A Question:

I would like to build a web browser interface that has capabilities like a spreadsheet.

At the same time, would like to use a tool like OpenROAD from Ingres/CA to do this.

It seems that XUL is the way to go but the entire Mozilla thing is unstable.

Perhaphs [there are] other alternatives ?

There are always alternatives. There are four processing locations in the architecture you're describing:

  1. On the desktop via a separate application or component that a user downloads. For example, in Windows, an ActiveX control can lodge on the desktop, interact with Excel (if present) and be a spreadsheet, not spreadsheet-like.
  2. In the browser as a Java applet. Some other plugins are possible, also. For non-Java plugins, the users must download and install the plugin, then your application will be handled by the plugin. For instance, the Tcl plugin can do this by creating a Tk interface from the plugin.
  3. In the browser as a complex form with Javascript programming to handle all of the spreadsheet-like capabilities.
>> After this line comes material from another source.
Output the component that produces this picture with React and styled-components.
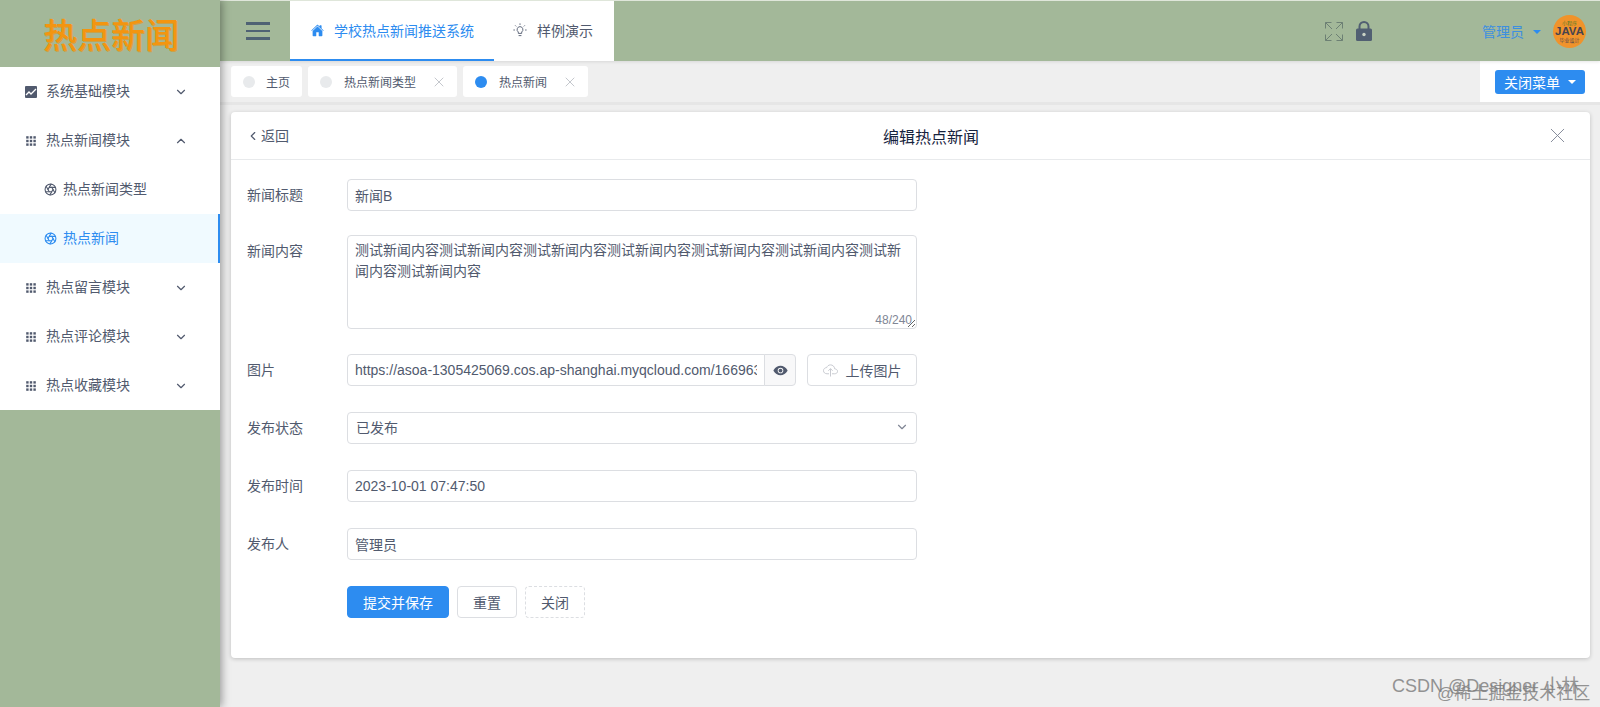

This implies a lot of Javascript and little persistence.
  4. In the web server as a complex form. Each interaction will take a while, since it will all be done by the web server, but every step is now persistent.

None of these depend on Mozilla's XUL.

The issue, BTW, is not the stability of Mozilla -- it is a better-engineered piece of software than most. The issue is the adoption of XUL; if Explorer doesn't adopt it, then it will languish in a nook somewhere with all the other great ideas that never took off.